Is Imagination the central pivot of human life?

I’m realizing that we take the imagination for granted. It isn’t enough to have imagination, but it needs to be recognized, educated, refined, and developed, just like any faculty.  I could have a bent for playing the piano or singing, but nothing much will come of it without practice, lessons, and traversing the various levels involved in becoming a skilled musician. These musings have led to today’s blog post on this subject.

Ann Ulanov, a Jungian analyst, has written about the imagination. She believes it acts as bridge between personal and collective life, between consciousness and the collective unconscious. And, of course, imagination belongs to all of us.

Novelist Annie Proulx has also written about the imagination and commented on it in an Atlantic Unbound interview on November 12, 1997, from which I quote. The questioner points out that “Imagination plays an ambivalent role in the lives of your characters. For many of the poverty-struck, imagination is what allows them to get by, get through, even get out. Yet rarely do these characters meet with any kind of success. Is imagination only good, then, for transition rather than transformation?”

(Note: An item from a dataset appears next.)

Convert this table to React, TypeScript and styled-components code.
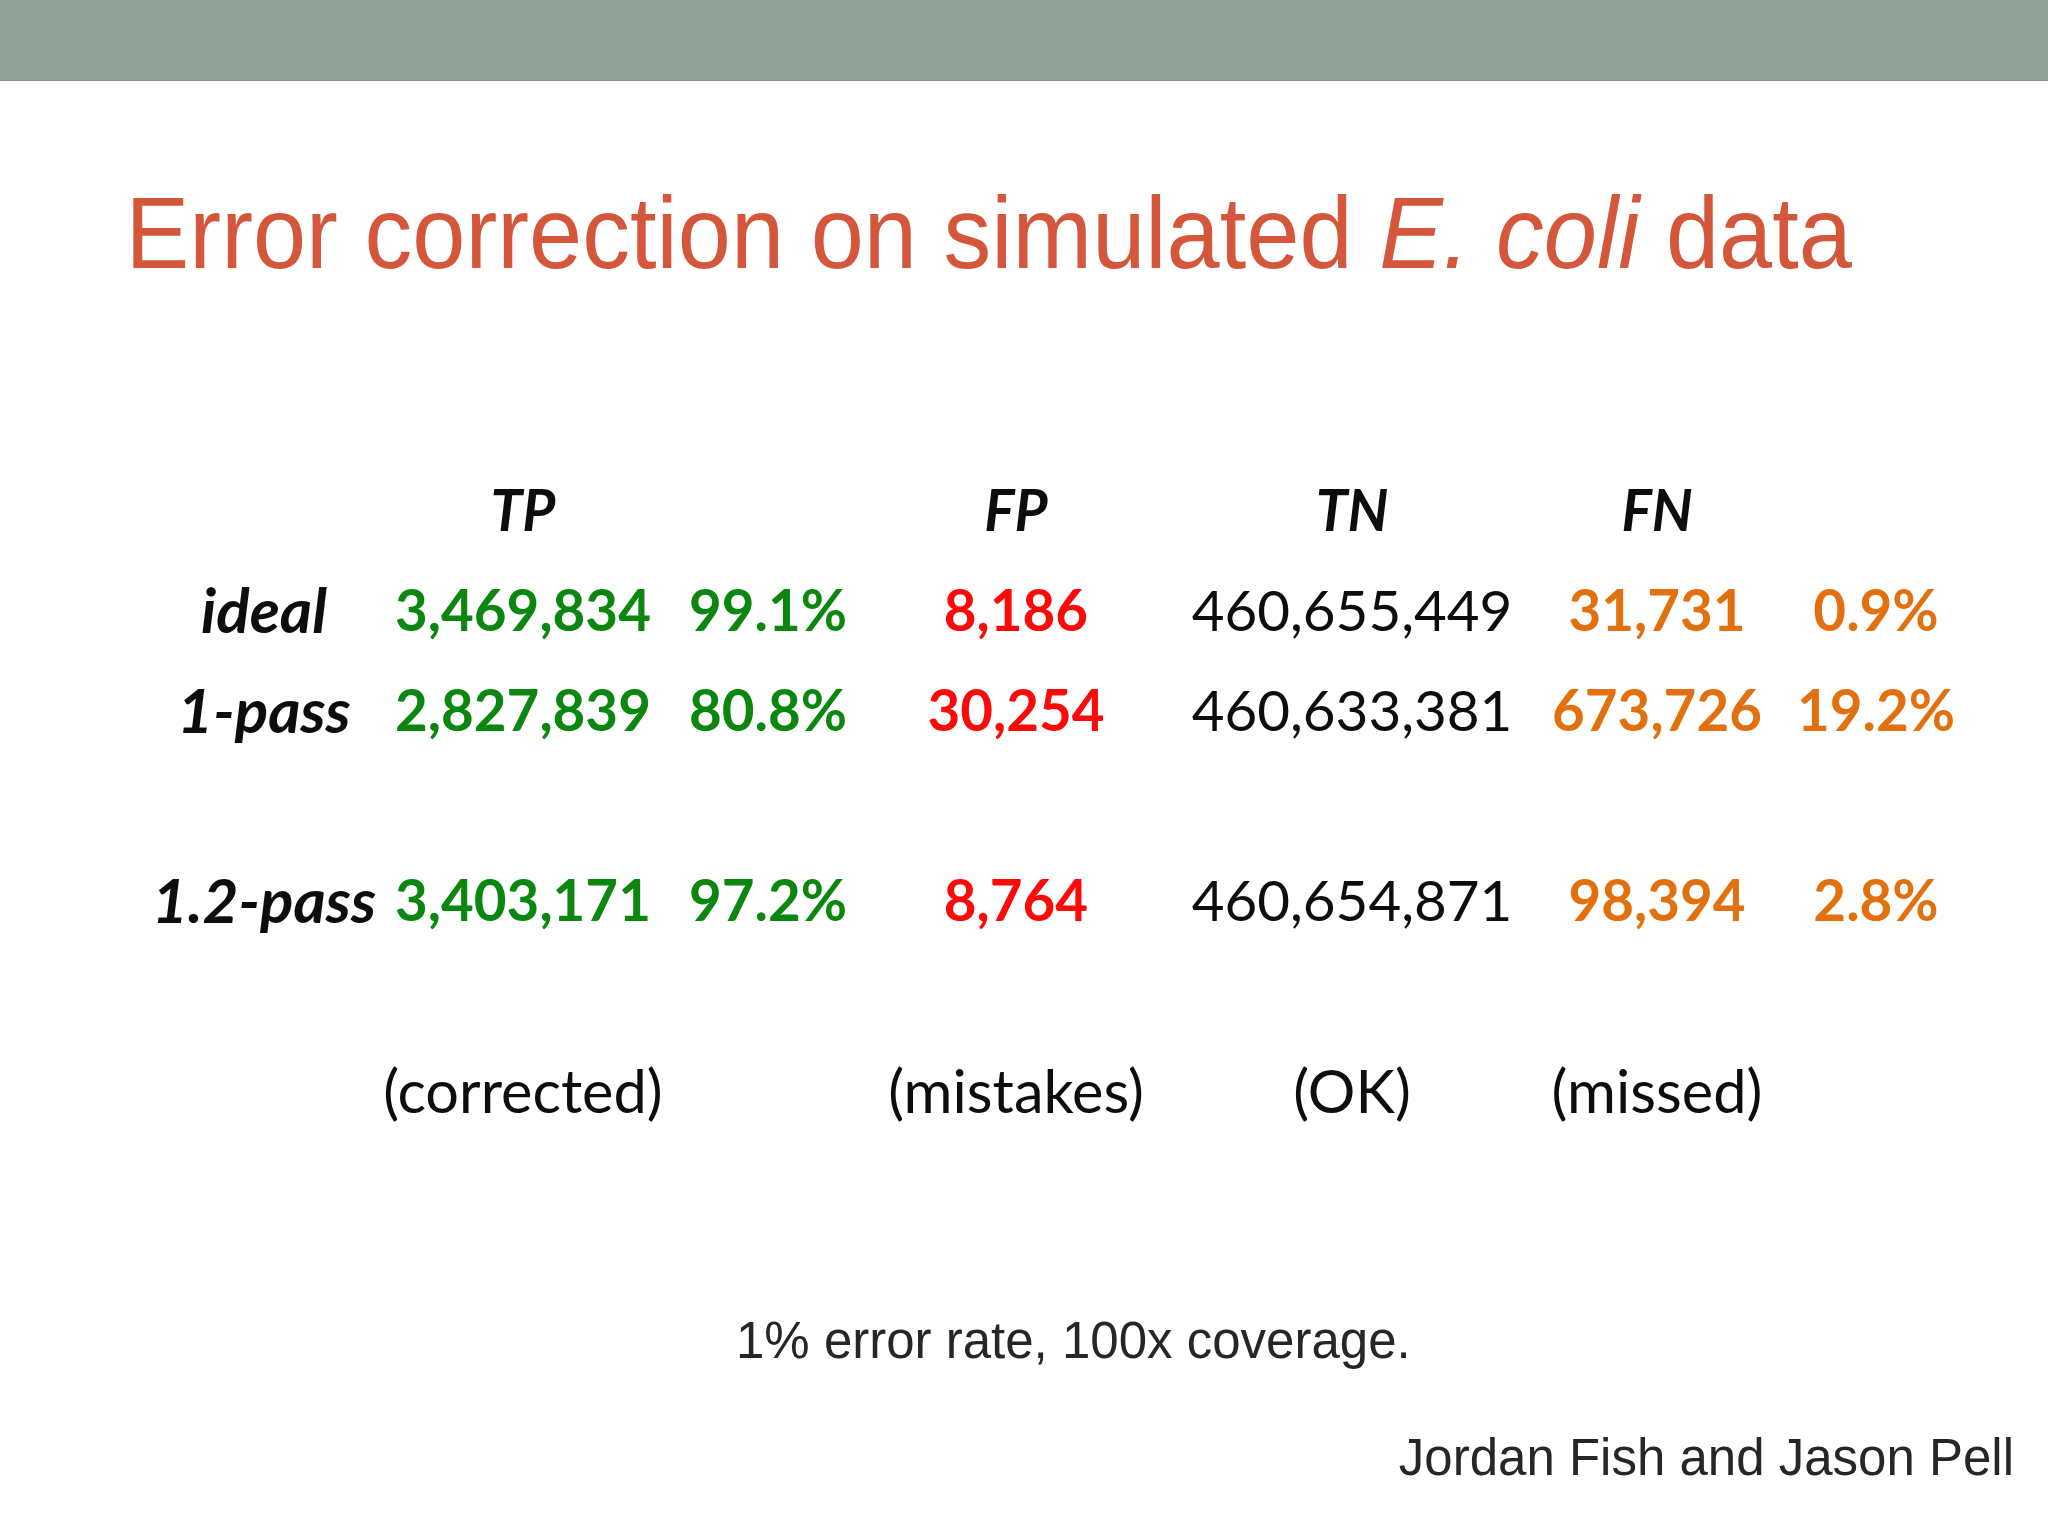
import React from "react";
import styled, { createGlobalStyle } from "styled-components";

const GlobalStyle = createGlobalStyle`
    html, body {
        margin: 0;
        padding: 0;
        background: #ffffff;
    }
`;

const Slide = styled.div`
    width: 2048px;
    height: 1536px;
    overflow: hidden;
    display: flex;
    flex-direction: column;
    background: #ffffff;
`;

const TopBar = styled.div`
    height: 80px;
    flex: none;
    background-color: #92a399;
    border-bottom: 1px solid #87978e;
`;

const Title = styled.h1`
    margin: 101px 0 0;
    padding-left: 134px;
    font-family: "Liberation Sans", Arial, sans-serif;
    font-weight: 400;
    font-size: 102px;
    line-height: 102px;
    color: #d4573c;
    white-space: nowrap;
    transform: scaleX(0.937);
    transform-origin: left center;
    em {
        font-style: italic;
    }
`;

const Table = styled.div`
    margin-top: 175px;
    display: flex;
    flex-direction: column;
`;

const Row = styled.div<{ $space?: number }>`
    display: grid;
    grid-template-columns: 268px 250px 240px 256px 416px 194px 244px;
    padding-left: 130px;
    margin-top: ${({ $space }) => $space ?? 0}px;
    height: 100px;
    line-height: 100px;
    font-family: Lato, "Noto Sans", sans-serif;
    font-size: 56.5px;
`;

type Tone = "label" | "green" | "red" | "black" | "orange" | "head" | "note";

const toneColor: Record<Tone, string> = {
    label: "#0d0d0d",
    head: "#0d0d0d",
    green: "#0b870f",
    red: "#fb0a0a",
    black: "#0d0d0d",
    orange: "#e3700f",
    note: "#0d0d0d",
};

const toneSize: Partial<Record<Tone, string>> = {
    label: "62px",
    head: "57px",
    note: "59.5px",
};

const Cell = styled.div<{ $tone: Tone }>`
    justify-self: unsafe center;
    white-space: nowrap;
    color: ${({ $tone }) => toneColor[$tone]};
    font-weight: ${({ $tone }) =>
        $tone === "black" || $tone === "note" ? 400 : 700};
    font-style: ${({ $tone }) =>
        $tone === "label" || $tone === "head" ? "italic" : "normal"};
    font-size: ${({ $tone }) => toneSize[$tone] ?? "inherit"};
`;

const Footnote = styled.div`
    margin-top: 175px;
    padding-left: 736px;
    font-family: "Liberation Sans", Arial, sans-serif;
    font-size: 51px;
    line-height: 51px;
    color: #262626;
`;

const Credit = styled.div`
    margin-top: 66px;
    padding-right: 34px;
    text-align: right;
    font-family: "Liberation Sans", Arial, sans-serif;
    font-size: 51px;
    line-height: 51px;
    color: #262626;
`;

type Result = {
    label: string;
    tp: string;
    tpPct: string;
    fp: string;
    tn: string;
    fn: string;
    fnPct: string;
    space: number;
};

const results: Result[] = [
    { label: "ideal", tp: "3,469,834", tpPct: "99.1%", fp: "8,186", tn: "460,655,449", fn: "31,731", fnPct: "0.9%", space: 0 },
    { label: "1-pass", tp: "2,827,839", tpPct: "80.8%", fp: "30,254", tn: "460,633,381", fn: "673,726", fnPct: "19.2%", space: 0 },
    { label: "1.2-pass", tp: "3,403,171", tpPct: "97.2%", fp: "8,764", tn: "460,654,871", fn: "98,394", fnPct: "2.8%", space: 90 },
];

export default function App() {
    return (
        <>
            <GlobalStyle />
            <Slide>
                <TopBar />
                <Title>
                    Error correction on simulated <em>E. coli</em> data
                </Title>
                <Table>
                    <Row>
                        <Cell $tone="head" />
                        <Cell $tone="head">TP</Cell>
                        <Cell $tone="head" />
                        <Cell $tone="head">FP</Cell>
                        <Cell $tone="head">TN</Cell>
                        <Cell $tone="head">FN</Cell>
                        <Cell $tone="head" />
                    </Row>
                    {results.map((r) => (
                        <Row key={r.label} $space={r.space}>
                            <Cell $tone="label">{r.label}</Cell>
                            <Cell $tone="green">{r.tp}</Cell>
                            <Cell $tone="green">{r.tpPct}</Cell>
                            <Cell $tone="red">{r.fp}</Cell>
                            <Cell $tone="black">{r.tn}</Cell>
                            <Cell $tone="orange">{r.fn}</Cell>
                            <Cell $tone="orange">{r.fnPct}</Cell>
                        </Row>
                    ))}
                    <Row $space={91}>
                        <Cell $tone="note" />
                        <Cell $tone="note">(corrected)</Cell>
                        <Cell $tone="note" />
                        <Cell $tone="note">(mistakes)</Cell>
                        <Cell $tone="note">(OK)</Cell>
                        <Cell $tone="note">(missed)</Cell>
                        <Cell $tone="note" />
                    </Row>
                </Table>
                <Footnote>1% error rate, 100x coverage.</Footnote>
                <Credit>Jordan Fish and Jason Pell</Credit>
            </Slide>
        </>
    );
}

Proulx responds, “I did a little essay for the Hungry Mind Review a couple of years ago on imagination, and I still feel the same way I did then: imagination is the human mind’s central life strategy. It is how we anticipate danger, pleasure, threat. The imagination is how our expectations are raised and formulated; it excites and ennobles our purpose in life. The imagination blocks out hunger, bodily harm, bad luck, injury, loneliness, insult, the condition of the marooned person or the orphan, grief and disappointment, restlessness, desperation, imprisonment, and approaching death. And from the imagination spring the ideas, the actions, and the beliefs that we hold.”

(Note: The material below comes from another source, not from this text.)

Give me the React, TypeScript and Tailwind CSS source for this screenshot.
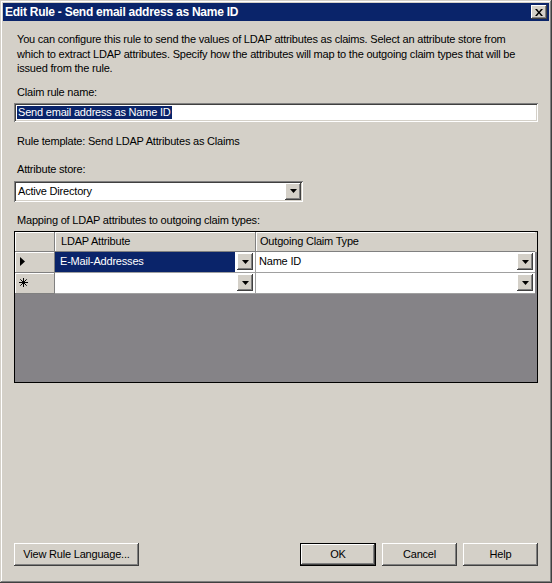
import React from 'react';

const raised =
  'shadow-[inset_-1px_-1px_0_#404040,inset_1px_1px_0_#ffffff,inset_-2px_-2px_0_#808080,inset_2px_2px_0_#d4d0c8]';
const sunken =
  'shadow-[inset_1px_1px_0_#808080,inset_-1px_-1px_0_#ffffff,inset_2px_2px_0_#404040,inset_-2px_-2px_0_#d4d0c8]';

function DropArrow() {
  return (
    <div className={`w-[16px] h-[17px] bg-[#d4d0c8] flex items-center justify-center ${raised}`}>
      <svg width="7" height="4" viewBox="0 0 7 4">
        <path d="M0 0h7L3.5 4z" fill="#000" />
      </svg>
    </div>
  );
}

function WinButton({ label, width, isDefault }: { label: string; width: string; isDefault?: boolean }) {
  return (
    <button
      className={`${width} h-[23px] bg-[#d4d0c8] text-black ${
        isDefault ? 'border border-black' : ''
      }`}
    >
      <div className={`w-full h-full flex items-center justify-center ${raised}`}>{label}</div>
    </button>
  );
}

export default function App() {
  return (
    <div
      className="w-[552px] h-[583px] bg-[#d4d0c8] p-[3px] flex flex-col text-[11px] tracking-[-0.2px] text-black shadow-[inset_-1px_-1px_0_#404040,inset_1px_1px_0_#d4d0c8,inset_-2px_-2px_0_#808080,inset_2px_2px_0_#ffffff]"
      style={{ fontFamily: '"Liberation Sans", Arial, sans-serif' }}
    >
      {/* Title bar */}
      <div className="h-[18px] bg-[#0a246a] flex items-center justify-between pl-[2px] pr-[2px]">
        <span className="text-white font-bold text-[12px] tracking-[-0.25px]">
          Edit Rule - Send email address as Name ID
        </span>
        <div className={`w-[16px] h-[14px] bg-[#d4d0c8] flex items-center justify-center ${raised}`}>
          <svg width="8" height="7" viewBox="0 0 8 7">
            <path d="M0 0h2l2 2.5L6 0h2L5 3.5 8 7H6L4 4.5 2 7H0l3-3.5z" fill="#000" />
          </svg>
        </div>
      </div>

      {/* Body */}
      <div className="flex-1 flex flex-col px-[11px] pt-[11px] pb-[14px]">
        <p className="pl-[3px] leading-[14.5px] whitespace-nowrap">
          You can configure this rule to send the values of LDAP attributes as claims. Select an attribute store from
          <br />
          which to extract LDAP attributes. Specify how the attributes will map to the outgoing claim types that will be
          <br />
          issued from the rule.
        </p>

        <div className="pl-[3px] mt-[9px] leading-[14px]">Claim rule name:</div>
        <div className={`mt-[4px] h-[19px] bg-white flex items-center pl-[3px] ${sunken}`}>
          <span className="bg-[#0a246a] text-white leading-[13px] px-[1px]">Send email address as Name ID</span>
        </div>

        <div className="pl-[3px] mt-[12px] leading-[14px]">Rule template: Send LDAP Attributes as Claims</div>

        <div className="pl-[3px] mt-[14px] leading-[14px]">Attribute store:</div>
        <div className={`mt-[5px] w-[289px] h-[21px] bg-white flex items-center justify-between pl-[4px] pr-[2px] ${sunken}`}>
          <span>Active Directory</span>
          <DropArrow />
        </div>

        <div className="pl-[3px] mt-[11px] leading-[14px]">Mapping of LDAP attributes to outgoing claim types:</div>

        {/* Grid */}
        <div className="mt-[4px] h-[152px] border border-black bg-[#858387] flex flex-col">
          <div className="flex h-[20px] bg-[#d4d0c8]">
            <div className="w-[40px] border-r border-b border-[#808080] shadow-[inset_1px_1px_0_#ffffff]" />
            <div className="w-[201px] border-r border-b border-[#808080] shadow-[inset_1px_1px_0_#ffffff] flex items-center pl-[6px]">
              LDAP Attribute
            </div>
            <div className="flex-1 border-b border-[#808080] shadow-[inset_1px_1px_0_#ffffff] flex items-center pl-[4px] mr-[2px]">
              Outgoing Claim Type
            </div>
          </div>

          <div className="flex h-[21px]">
            <div className="w-[40px] bg-[#d4d0c8] border-r border-b border-[#808080] shadow-[inset_1px_1px_0_#ffffff] flex items-center pl-[5px]">
              <svg width="5" height="9" viewBox="0 0 5 9">
                <path d="M0 0l5 4.5L0 9z" fill="#000" />
              </svg>
            </div>
            <div className="w-[201px] bg-white border-r border-b border-[#a0a0a0] flex items-center">
              <div className="flex-1 h-full bg-[#0a246a] text-white flex items-center pl-[5px]">E-Mail-Addresses</div>
              <div className="px-[2px]">
                <DropArrow />
              </div>
            </div>
            <div className="flex-1 bg-white border-b border-[#a0a0a0] flex items-center justify-between pl-[3px] pr-[2px] mr-[2px]">
              <span>Name ID</span>
              <DropArrow />
            </div>
          </div>

          <div className="flex h-[21px]">
            <div className="w-[40px] bg-[#d4d0c8] border-r border-b border-[#808080] shadow-[inset_1px_1px_0_#ffffff] flex items-center pl-[4px]">
              <svg width="9" height="9" viewBox="0 0 9 9">
                <path d="M4.5 0v9M0 4.5h9M1.3 1.3l6.4 6.4M7.7 1.3L1.3 7.7" stroke="#000" strokeWidth="1" />
              </svg>
            </div>
            <div className="w-[201px] bg-white border-r border-b border-[#a0a0a0] flex items-center justify-end pr-[2px]">
              <DropArrow />
            </div>
            <div className="flex-1 bg-white border-b border-[#a0a0a0] flex items-center justify-end pr-[2px] mr-[2px]">
              <DropArrow />
            </div>
          </div>
        </div>

        {/* Buttons */}
        <div className="mt-auto flex items-center">
          <WinButton label="View Rule Language..." width="w-[125px]" />
          <div className="flex-1" />
          <div className="flex gap-[6px]">
            <WinButton label="OK" width="w-[76px]" isDefault />
            <WinButton label="Cancel" width="w-[75px]" />
            <WinButton label="Help" width="w-[75px]" />
          </div>
        </div>
      </div>
    </div>
  );
}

“For many people — for me, certainly — the life of the mind, the realm of the imagination, is a more brilliant and compelling one than the world we live in. So this question — ‘Is imagination only good, then, for transition rather than Transformation’ — doesn’t even begin to get in on the same train with what I feel imagination does. It is everything.

Imagination is the central pivot of human life. It’s complex!”

Woody Allen also weighed in on the imagination in a New Yorker article (Dec. 9, 1996).  It fulfills his need to create a magical world, a place to escape from the brutality of reality. He thinks humans need these escapes, that reality is too much for us otherwise. Certainly, that seems to be true during this pandemic days and during other times of personal desperation.

So I would like to recommend that Biden create assign a month when we celebrate the imagination, that incredible faculty that helps us to navigate our lives.